Although a tax levy for a particular purpose made by an Act of the legislature or by a political subdivision pursuant to legislative authority does not, it seems, constitute a pending proceeding under §26 GC, with respect to later legislative action affecting such tax levy, Alexander v Spencer, 13 C. C. (N. S.) 475, we are of the view that a tax assessment made by an authorized officer or agent of the state against a particular taxpayer on and with respect to designated property owned and held by such taxpayer, is a pending proceeding within the provisions of this section of the General Code. See Cincinnati et al., v Davis, 58 Oh St 225, 234; Industrial Commission v Vail, 110 Oh St 304; State, ex rel., Podley v Industrial Commission, 127 Oh St 583. The right of appeal which this taxpayer had under the then provisions of §5394 GC, was preserved to him by said tax assessment as a pending proceeding with respect to the taxes on the property covered by the assessment; and the appeal here in question which was later filed by said taxpayer in substantial conformity with the provisions of §5394 GC, as they read at the time of this tax assessment, was a part of such pending proceeding.
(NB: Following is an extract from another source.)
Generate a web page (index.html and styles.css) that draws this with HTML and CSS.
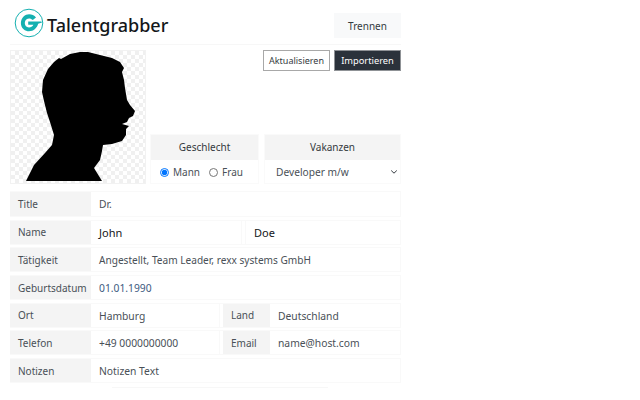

State, ex rel., v Atkinson, 138 Oh St 157, 162. It follows, therefore, that the appeal here in question was rightly filed in manner and form as provided by §5394 GC, as it read at the time of the tax assessment against the appellant, notwithstanding the fact that said appeal was filed after the enactment of Am.' S. B. 77, effective under date of July 4, 1941, amending said section, as above noted, and abolishing the right of appeal therefor provided for by this section. State, ex rel., v Atkinson, Bode v Welch, Charles v Fawley, supra.

On the considerations herein noted and discussed, it is by the Board of Tax Appeals considered and ordered that the motion of the *429appellee to dismiss the appeal filed by the appellant herein be, and the same hereby is, overruled.